The Great Commission
16 Then the eleven disciples went to Galilee, to the mountain where Jesus had told them to go. 17 When they saw him, they worshiped him; but some doubted. 18 Then Jesus came to them and said, “All authority in heaven and on earth has been given to me.19 Therefore go and make disciples of all nations, baptizing them in the name of the Father and of the Son and of the Holy Spirit, 20 and teaching them to obey everything I have commanded you. And surely I am with you always, to the very end of the age.”
Jesus no longer wore the grave clothes or the mask of death. But today, you can go to Turin, Italy, where there is purported to be a relic of that day. Skeptics say that the weave of the cloth and radiocarbon dating show it to be of medieval origin, not the first century. However, 3D mapping by NASA’s VP-8 image analyzer showed that depth information was encoded in the image seen on the shroud, which would have been near impossible to create using medieval techniques.
To date, nobody has been able to replicate the Shoud of Turin or create a like image. Some say that the image had to be created in an instant, and it is like the radiation bursts projected onto buildings and the earth after an atomic blast released its radiation, like what was found in Hiroshima. The 1978 Shroud of Turin Research Project could not reach a conclusion as to the source of the image, using chemical, physical, and imaging techniques. They found no evidence of forgery.
Yet the image of a man, in negative, is embedded in that cloth. That man bears a likeness to a first century rabbi, wounded in the head by a crown of thorns. Think what you will, but that artifact cannot be disproven as the death mask of Yeshua, the King of the Jews, Savior of the World, Son of the living God. It cannot be proven by any scientific means to be that which many people of faith believe it to be.
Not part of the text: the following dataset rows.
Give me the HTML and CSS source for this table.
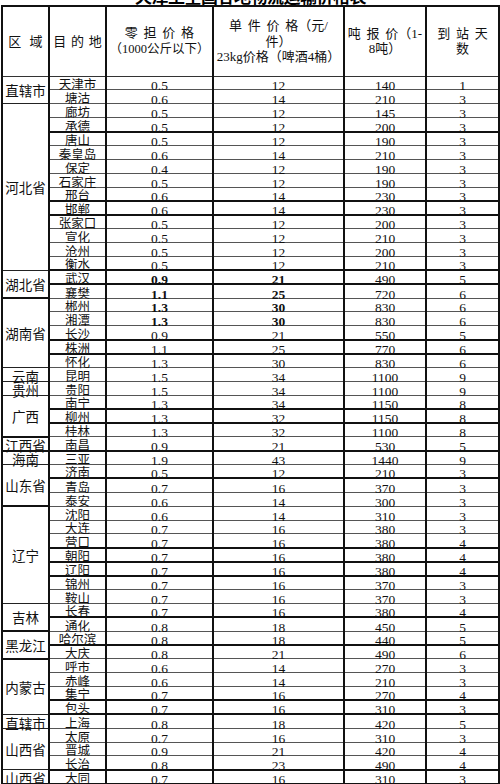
FILE: index.html
```html
<!DOCTYPE html>
<html lang="zh">
<head>
<meta charset="utf-8">
<title>物流运输价格表</title>
<link rel="stylesheet" href="styles.css">
</head>
<body>
<div class="page">
  <div class="title"><span>天津至全国各地物流运输价格表</span></div>
  <table class="sheet">
    <colgroup>
      <col class="c1"><col class="c2"><col class="c3"><col class="c4"><col class="c5"><col class="c6">
    </colgroup>
    <thead>
      <tr>
        <th class="h-area">区 域</th>
        <th class="h-dest">目 的 地</th>
        <th class="h-ltl"><span class="ws">零 担 价 格</span><br><span class="sm">（1000公斤以下）</span></th>
        <th class="h-unit"><span class="ws">单 件 价 格（元/</span><br>件）<br>23kg价格（啤酒4桶）</th>
        <th class="h-ton"><span class="ws">吨 报 价（1-</span><br>8吨）</th>
        <th class="h-days"><span class="ws">到 站 天</span><br>数</th>
      </tr>
    </thead>
    <tbody>
      <tr><td class="rg" rowspan="2">直辖市</td><td>天津市</td><td>0.5</td><td>12</td><td>140</td><td>1</td></tr>
      <tr><td>塘沽</td><td>0.6</td><td>14</td><td>210</td><td>3</td></tr>
      <tr><td class="rg" rowspan="12">河北省</td><td>廊坊</td><td>0.5</td><td>12</td><td>145</td><td>3</td></tr>
      <tr class="tk"><td>承德</td><td>0.5</td><td>12</td><td>200</td><td>3</td></tr>
      <tr><td>唐山</td><td>0.5</td><td>12</td><td>190</td><td>3</td></tr>
      <tr><td>秦皇岛</td><td>0.6</td><td>14</td><td>210</td><td>3</td></tr>
      <tr><td>保定</td><td>0.4</td><td>12</td><td>190</td><td>3</td></tr>
      <tr><td>石家庄</td><td>0.5</td><td>12</td><td>190</td><td>3</td></tr>
      <tr class="tk"><td>邢台</td><td>0.6</td><td>14</td><td>230</td><td>3</td></tr>
      <tr class="tk"><td>邯郸</td><td>0.6</td><td>14</td><td>230</td><td>3</td></tr>
      <tr><td>张家口</td><td>0.5</td><td>12</td><td>200</td><td>3</td></tr>
      <tr><td>宣化</td><td>0.5</td><td>12</td><td>210</td><td>3</td></tr>
      <tr><td>沧州</td><td>0.5</td><td>12</td><td>200</td><td>3</td></tr>
      <tr class="tk"><td>衡水</td><td>0.5</td><td>12</td><td>210</td><td>3</td></tr>
      <tr class="tk"><td class="rg" rowspan="2">湖北省</td><td>武汉</td><td class="b">0.9</td><td class="b">21</td><td>490</td><td>5</td></tr>
      <tr><td>襄樊</td><td class="b">1.1</td><td class="b">25</td><td>720</td><td>6</td></tr>
      <tr><td class="rg" rowspan="5">湖南省</td><td>郴州</td><td class="b">1.3</td><td class="b">30</td><td>830</td><td>6</td></tr>
      <tr><td>湘潭</td><td class="b">1.3</td><td class="b">30</td><td>830</td><td>6</td></tr>
      <tr class="tk"><td>长沙</td><td>0.9</td><td>21</td><td>550</td><td>5</td></tr>
      <tr class="tk"><td>株洲</td><td>1.1</td><td>25</td><td>770</td><td>6</td></tr>
      <tr><td>怀化</td><td>1.3</td><td>30</td><td>830</td><td>6</td></tr>
      <tr><td class="rg one">云南</td><td>昆明</td><td>1.5</td><td>34</td><td>1100</td><td>9</td></tr>
      <tr><td class="rg one">贵州</td><td>贵阳</td><td>1.5</td><td>34</td><td>1100</td><td>9</td></tr>
      <tr class="tk"><td class="rg" rowspan="3">广西</td><td>南宁</td><td>1.3</td><td>34</td><td>1150</td><td>8</td></tr>
      <tr class="tk"><td>柳州</td><td>1.3</td><td>32</td><td>1150</td><td>8</td></tr>
      <tr><td>桂林</td><td>1.3</td><td>32</td><td>1100</td><td>8</td></tr>
      <tr class="tk"><td class="rg one">江西省</td><td>南昌</td><td>0.9</td><td>21</td><td>530</td><td>5</td></tr>
      <tr><td class="rg one">海南</td><td>三亚</td><td>1.9</td><td>43</td><td>1440</td><td>9</td></tr>
      <tr class="tk"><td class="rg" rowspan="3">山东省</td><td>济南</td><td>0.5</td><td>12</td><td>210</td><td>3</td></tr>
      <tr><td>青岛</td><td>0.7</td><td>16</td><td>370</td><td>3</td></tr>
      <tr><td>泰安</td><td>0.6</td><td>14</td><td>300</td><td>3</td></tr>
      <tr><td class="rg" rowspan="7">辽宁</td><td>沈阳</td><td>0.6</td><td>14</td><td>310</td><td>3</td></tr>
      <tr><td>大连</td><td>0.7</td><td>16</td><td>380</td><td>3</td></tr>
      <tr class="tk"><td>营口</td><td>0.7</td><td>16</td><td>380</td><td>4</td></tr>
      <tr class="tk"><td>朝阳</td><td>0.7</td><td>16</td><td>380</td><td>4</td></tr>
      <tr class="tk"><td>辽阳</td><td>0.7</td><td>16</td><td>380</td><td>4</td></tr>
      <tr><td>锦州</td><td>0.7</td><td>16</td><td>370</td><td>3</td></tr>
      <tr><td>鞍山</td><td>0.7</td><td>16</td><td>370</td><td>3</td></tr>
      <tr class="tk"><td class="rg" rowspan="2">吉林</td><td>长春</td><td>0.7</td><td>16</td><td>380</td><td>4</td></tr>
      <tr><td>通化</td><td>0.8</td><td>18</td><td>450</td><td>5</td></tr>
      <tr class="tk"><td class="rg" rowspan="2">黑龙江</td><td>哈尔滨</td><td>0.8</td><td>18</td><td>440</td><td>5</td></tr>
      <tr><td>大庆</td><td>0.8</td><td>21</td><td>490</td><td>6</td></tr>
      <tr><td class="rg" rowspan="4">内蒙古</td><td>呼市</td><td>0.6</td><td>14</td><td>270</td><td>3</td></tr>
      <tr><td>赤峰</td><td>0.6</td><td>14</td><td>210</td><td>3</td></tr>
      <tr class="tk"><td>集宁</td><td>0.7</td><td>16</td><td>270</td><td>4</td></tr>
      <tr class="tk"><td>包头</td><td>0.7</td><td>16</td><td>310</td><td>3</td></tr>
      <tr><td class="rg one">直辖市</td><td>上海</td><td>0.8</td><td>18</td><td>420</td><td>5</td></tr>
      <tr><td class="rg" rowspan="3">山西省</td><td>太原</td><td>0.7</td><td>16</td><td>310</td><td>3</td></tr>
      <tr><td>晋城</td><td>0.9</td><td>21</td><td>420</td><td>4</td></tr>
      <tr class="tk"><td>长治</td><td>0.8</td><td>23</td><td>490</td><td>4</td></tr>
      <tr class="tk"><td class="rg one">山西省</td><td>大同</td><td>0.7</td><td>16</td><td>310</td><td>3</td></tr>
    </tbody>
  </table>
  <div class="scanedge"></div>
</div>
</body>
</html>
```

FILE: styles.css
```css
html, body {
  margin: 0;
  padding: 0;
  background: #fff;
}
body {
  width: 500px;
  height: 784px;
  overflow: hidden;
}
.page {
  padding-left: 1px;
}
.title {
  height: 5px;
  overflow: hidden;
  display: flex;
  justify-content: center;
  align-items: flex-end;
}
.title span {
  font: bold 17px/19px "Noto Sans CJK SC", sans-serif;
  color: #000;
  white-space: nowrap;
  letter-spacing: -0.5px;
}
.sheet {
  border-collapse: collapse;
  table-layout: fixed;
  width: 497px;
  font-family: "Liberation Serif", "Noto Sans CJK SC", serif;
  font-size: 13.5px;
  color: #111;
  border-top: 2px solid #111;
}
.c1 { width: 47px; }
.c2 { width: 57px; }
.c3 { width: 107px; }
.c4 { width: 131px; }
.c5 { width: 82px; }
.c6 { width: 73px; }

.sheet th, .sheet td {
  border-top: 1px solid #555;
  border-bottom: 1px solid #555;
  border-left: 2px solid #111;
  border-right: 2px solid #111;
  padding: 0;
  text-align: center;
  white-space: nowrap;
}
.sheet thead tr {
  height: 70px;
}
.sheet thead th {
  font-weight: normal;
  font-size: 13px;
  line-height: 15.5px;
  vertical-align: middle;
  border-bottom: 1px solid #333;
}
.h-area { word-spacing: 5px; }
.h-dest { word-spacing: 1.5px; }
.ws { word-spacing: 2.5px; }
.sm { font-size: 12.5px; }

.sheet tbody tr {
  height: 13.88px;
}
.sheet tbody td {
  font-family: "Liberation Serif", serif;
  line-height: 6px;
  vertical-align: bottom;
}
.sheet tbody td:nth-last-child(5) {
  font-family: "Noto Sans CJK SC", sans-serif;
  font-size: 12.5px;
  line-height: 10px;
}
.sheet tbody tr.tk td {
  border-bottom: 2px solid #111;
}
.sheet tbody td.rg {
  font-family: "Noto Sans CJK SC", sans-serif;
  vertical-align: middle;
  font-size: 13.5px;
  line-height: 14px;
  border-bottom: 1px solid #222;
}
.sheet tbody td.rg.one {
  vertical-align: bottom;
  line-height: 10px;
}
.sheet tbody td.b {
  font-weight: bold;
}
.scanedge {
  height: 4px;
  background: #b5b5b5;
}
```
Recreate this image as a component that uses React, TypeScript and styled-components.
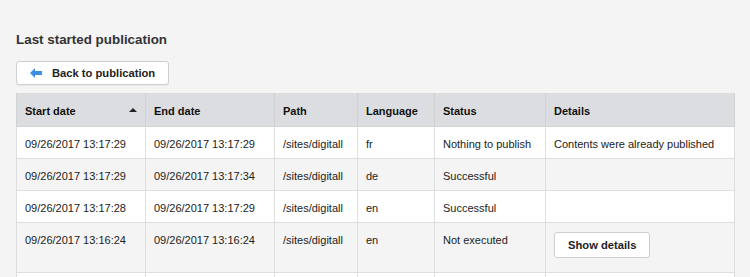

But that’s the purpose of faith. Jesus said his disciples were blessed, because they got to see him. Even Thomas got to place his finger in the nail holes and the wound in Jesus’ side. The Lord told him, “Because you have seen me, you have believed; blessed are those who have not seen and yet have believed.”
We have not seen the Lord, alive and walking among us. But we have the same evidence available to us that those who lived before us had. We have the 300 prophecies fulfilled by the birth, life, death, and resurrection of Yeshua (yes, I use Yeshua and Jesus interchangeably). We have the three sections of the Hebrew scriptures. We have the Father, the Son, and the Holy Spirit, which bear witness to each other and to the Son’s purpose on the earth.
And we have the Son of God, the man who lived two thousand years ago, healed many, drove demons out, raised Lazarus from the dead, died an excruciating death on the cross, and walked out of a tomb three days later.
We have him, if we will have Him. He is risen. He is risen, indeed.
Will you have Him?
**Depending how you count. There is an exact count but more than one source of manuscript for certain books. Not the Torah, which is exact.
I read it. It’s an interesting tale. But not for me.
I do appreciate how you hew close to your faith-based principles when you parse current events. Even if I don’t subscribe to the back story, you’re a good example of someone who walks the walk.
Happy Easter.
I enjoyed reading the historical connection to the Jewish foundations. Happy Easter!